Identity Testing and Lower Bounds for Read-$k$ Oblivious Algebraic Branching Programs

TL;DR

This paper establishes exponential lower bounds on the width of read-$k$ oblivious algebraic branching programs for explicit polynomials and develops a subexponential-time white-box polynomial identity testing algorithm for this model.

Contribution

It provides the first exponential lower bounds for read-$k$ oblivious ABPs and introduces a subexponential-time white-box PIT algorithm for this class.

Findings

Exponential lower bounds on width for certain explicit polynomials.

Subexponential-time white-box PIT algorithm for read-$k$ oblivious ABPs.

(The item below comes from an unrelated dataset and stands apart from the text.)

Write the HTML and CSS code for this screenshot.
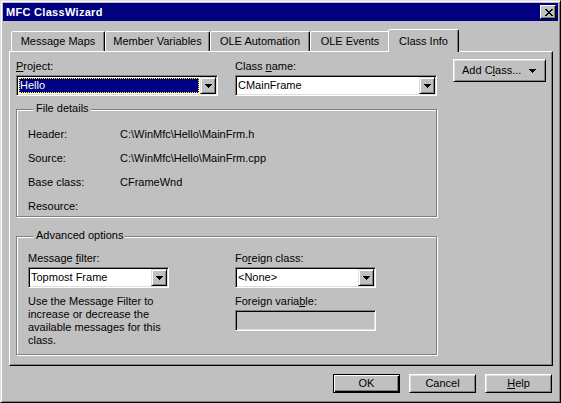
FILE: index.html
```html
<!DOCTYPE html>
<html>
<head>
<meta charset="utf-8">
<title>MFC ClassWizard</title>
<link rel="stylesheet" href="styles.css">
</head>
<body>
<div class="window">
  <div class="titlebar">
    <span class="title">MFC ClassWizard</span>
    <div class="close"><svg width="8" height="7" viewBox="0 0 8 7"><path d="M0 0h2v1h-2zM6 0h2v1h-2zM1 1h2v1h-2zM5 1h2v1h-2zM2 2h4v1h-4zM3 3h2v1h-2zM2 4h4v1h-4zM1 5h2v1h-2zM5 5h2v1h-2zM0 6h2v1h-2zM6 6h2v1h-2z"/></svg></div>
  </div>
  <div class="client">
    <div class="tabs">
      <div class="tab t-mm">Message Maps</div>
      <div class="tab t-mv">Member Variables</div>
      <div class="tab t-oa">OLE Automation</div>
      <div class="tab t-oe">OLE Events</div>
      <div class="tab t-ci selected">Class Info</div>
    </div>
    <div class="panel">
      <div class="main">
        <div class="fields">
          <div class="field">
            <div class="label"><u>P</u>roject:</div>
            <div class="combo">
              <div class="val sel"><span>Hello</span></div>
              <div class="drop"><svg width="7" height="4" viewBox="0 0 7 4"><path d="M0 0h7v1h-1v1h-1v1h-1v1h-1v-1h-1v-1h-1v-1h-1z"/></svg></div>
            </div>
          </div>
          <div class="field">
            <div class="label">Class <u>n</u>ame:</div>
            <div class="combo">
              <div class="val">CMainFrame</div>
              <div class="drop"><svg width="7" height="4" viewBox="0 0 7 4"><path d="M0 0h7v1h-1v1h-1v1h-1v1h-1v-1h-1v-1h-1v-1h-1z"/></svg></div>
            </div>
          </div>
        </div>

        <div class="group file-group">
          <div class="group-title">File details</div>
          <div class="details">
            <span>Header:</span><span>C:\WinMfc\Hello\MainFrm.h</span>
            <span>Source:</span><span>C:\WinMfc\Hello\MainFrm.cpp</span>
            <span>Base class:</span><span>CFrameWnd</span>
            <span>Resource:</span><span></span>
          </div>
        </div>

        <div class="group adv-group">
          <div class="group-title">Advanced options</div>
          <div class="adv">
            <div class="col">
              <div class="label">Message <u>f</u>ilter:</div>
              <div class="combo small">
                <div class="val">Topmost Frame</div>
                <div class="drop"><svg width="7" height="4" viewBox="0 0 7 4"><path d="M0 0h7v1h-1v1h-1v1h-1v1h-1v-1h-1v-1h-1v-1h-1z"/></svg></div>
              </div>
              <p class="desc">Use the Message Filter to<br>increase or decrease the<br>available messages for this<br>class.</p>
            </div>
            <div class="col">
              <div class="label">Fo<u>r</u>eign class:</div>
              <div class="combo small">
                <div class="val">&lt;None&gt;</div>
                <div class="drop"><svg width="7" height="4" viewBox="0 0 7 4"><path d="M0 0h7v1h-1v1h-1v1h-1v1h-1v-1h-1v-1h-1v-1h-1z"/></svg></div>
              </div>
              <div class="label second">Foreign varia<u>b</u>le:</div>
              <div class="edit disabled"></div>
            </div>
          </div>
        </div>
      </div>
      <div class="btn addclass">
        <span>Add C<u>l</u>ass...</span>
        <svg width="7" height="4" viewBox="0 0 7 4"><path d="M0 0h7v1h-1v1h-1v1h-1v1h-1v-1h-1v-1h-1v-1h-1z"/></svg>
      </div>
    </div>
    <div class="buttons">
      <div class="btn default">OK</div>
      <div class="btn">Cancel</div>
      <div class="btn"><u>H</u>elp</div>
    </div>
  </div>
</div>
</body>
</html>
```

FILE: styles.css
```css
* { box-sizing: border-box; }
html, body {
  margin: 0;
  padding: 0;
  background: #c0c0c0;
}
body {
  font-family: "Liberation Sans", Arial, sans-serif;
  font-size: 11px;
  line-height: 13px;
  color: #000;
}
u { text-decoration: underline; text-underline-offset: 1px; }
svg { display: block; }

.window {
  width: 561px;
  height: 403px;
  background: #c0c0c0;
  border: 1px solid;
  border-color: #dfdfdf #000 #000 #dfdfdf;
  box-shadow: inset 1px 1px #fff, inset -1px -1px #808080;
  padding: 2px;
}

.titlebar {
  height: 18px;
  background: #000080;
  display: flex;
  align-items: center;
  justify-content: space-between;
  padding: 0 2px 0 3px;
}
.title {
  color: #fff;
  font-weight: bold;
  letter-spacing: 0.3px;
}
.close {
  width: 16px;
  height: 14px;
  background: #c0c0c0;
  border: 1px solid;
  border-color: #fff #000 #000 #fff;
  box-shadow: inset -1px -1px #808080;
  display: flex;
  align-items: center;
  justify-content: center;
  padding-left: 1px;
}

.client {
  padding: 8px 5px 0 6px;
}

.tabs {
  display: flex;
  align-items: flex-end;
  height: 22px;
  padding-left: 2px;
  position: relative;
  z-index: 1;
}
.tab {
  height: 20px;
  border: 1px solid;
  border-bottom: 0;
  border-color: #fff #000 transparent #fff;
  border-radius: 2px 2px 0 0;
  box-shadow: inset -1px 0 #808080;
  background: #c0c0c0;
  text-align: center;
  padding-top: 3px;
  white-space: nowrap;
}
.t-mm { width: 94px; }
.t-mv { width: 105px; }
.t-oa { width: 100px; }
.t-oe { width: 80px; }
.t-ci { width: 67px; }
.tab.selected {
  width: 71px;
  height: 23px;
  margin: 0 -2px -1px -2px;
  padding-top: 5px;
}

.panel {
  width: 544px;
  height: 315px;
  border: 1px solid;
  border-color: #fff #000 #000 #fff;
  box-shadow: inset -1px -1px #808080;
  display: flex;
  align-items: flex-start;
  padding: 7px 0 0 6px;
}
.main {
  width: 422px;
  padding-top: 1px;
}
.fields {
  display: flex;
  gap: 17px;
}
.field { width: 202px; }
.label { height: 13px; margin-bottom: 2px; white-space: nowrap; }

.combo {
  display: flex;
  height: 21px;
  background: #fff;
  border: 1px solid;
  border-color: #808080 #fff #fff #808080;
  box-shadow: inset 1px 1px #000, inset -1px -1px #dfdfdf;
  padding: 1px;
}
.combo.small { width: 141px; }
.val {
  flex: 1;
  padding-left: 1px;
  line-height: 17px;
  white-space: nowrap;
  overflow: hidden;
}
.val.sel {
  margin: 1px 1px 1px 1px;
  padding: 0;
  background: #000080;
  color: #fff;
  border: 1px dotted #ffff00;
  line-height: 13px;
}
.drop {
  width: 16px;
  height: 17px;
  background: #c0c0c0;
  border: 1px solid;
  border-color: #dfdfdf #000 #000 #dfdfdf;
  box-shadow: inset 1px 1px #fff, inset -1px -1px #808080;
  display: flex;
  align-items: center;
  justify-content: center;
  padding-top: 1px;
}

.edit {
  width: 141px;
  height: 21px;
  border: 1px solid;
  border-color: #808080 #fff #fff #808080;
  box-shadow: inset 1px 1px #000, inset -1px -1px #dfdfdf;
  background: #fff;
}
.edit.disabled { background: #c0c0c0; }

.group {
  width: 421px;
  border: 1px solid #808080;
  box-shadow: 1px 1px 0 #fff, inset 1px 1px 0 #fff;
}
.group-title {
  display: table;
  margin: -8px 0 0 5px;
  padding: 0 2px 0 3px;
  background: #c0c0c0;
}
.file-group {
  margin-top: 13px;
  padding: 0 0 3px 11px;
}
.details {
  display: grid;
  grid-template-columns: 92px auto;
  row-gap: 11px;
  margin-top: 13px;
}
.adv-group {
  margin-top: 19px;
  padding: 0 0 7px 11px;
}
.adv {
  display: grid;
  grid-template-columns: 207px 141px;
  margin-top: 10px;
}
.desc {
  margin: 7px 0 0;
  white-space: nowrap;
}
.label.second { margin-top: 7px; }

.btn {
  height: 19px;
  width: 67px;
  background: #c0c0c0;
  border: 1px solid;
  border-color: #fff #000 #000 #fff;
  box-shadow: inset 1px 1px #dfdfdf, inset -1px -1px #808080;
  text-align: center;
  line-height: 17px;
}
.btn.default {
  border: 1px solid #000;
  box-shadow: inset 1px 1px #fff, inset -1px -1px #000, inset -2px -2px #808080;
}
.addclass {
  width: 93px;
  height: 23px;
  margin-left: 15px;
  display: flex;
  align-items: center;
  padding: 0 9px 0 8px;
  text-align: left;
}
.addclass svg { margin-left: auto; }

.buttons {
  display: flex;
  justify-content: flex-end;
  gap: 9px;
  margin-top: 8px;
  padding-right: 1px;
}
```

Analysis of the computational complexity of this algebraic model.

Abstract

Read-$k$ oblivious algebraic branching programs are a natural generalization of the well-studied model of read-once oblivious algebraic branching program (ROABPs). In this work, we give an exponential lower bound of $\exp(n/k^{O(k)})$ on the width of any read-$k$ oblivious ABP computing some explicit multilinear polynomial $f$ that is computed by a polynomial size depth-$3$ circuit. We also study the polynomial identity testing (PIT) problem for this model and obtain a white-box subexponential-time PIT algorithm. The algorithm runs in time $2^{\tilde{O}(n^{1-1/2^{k-1}})}$ and needs white box access only to know the order in which the variables appear in the ABP.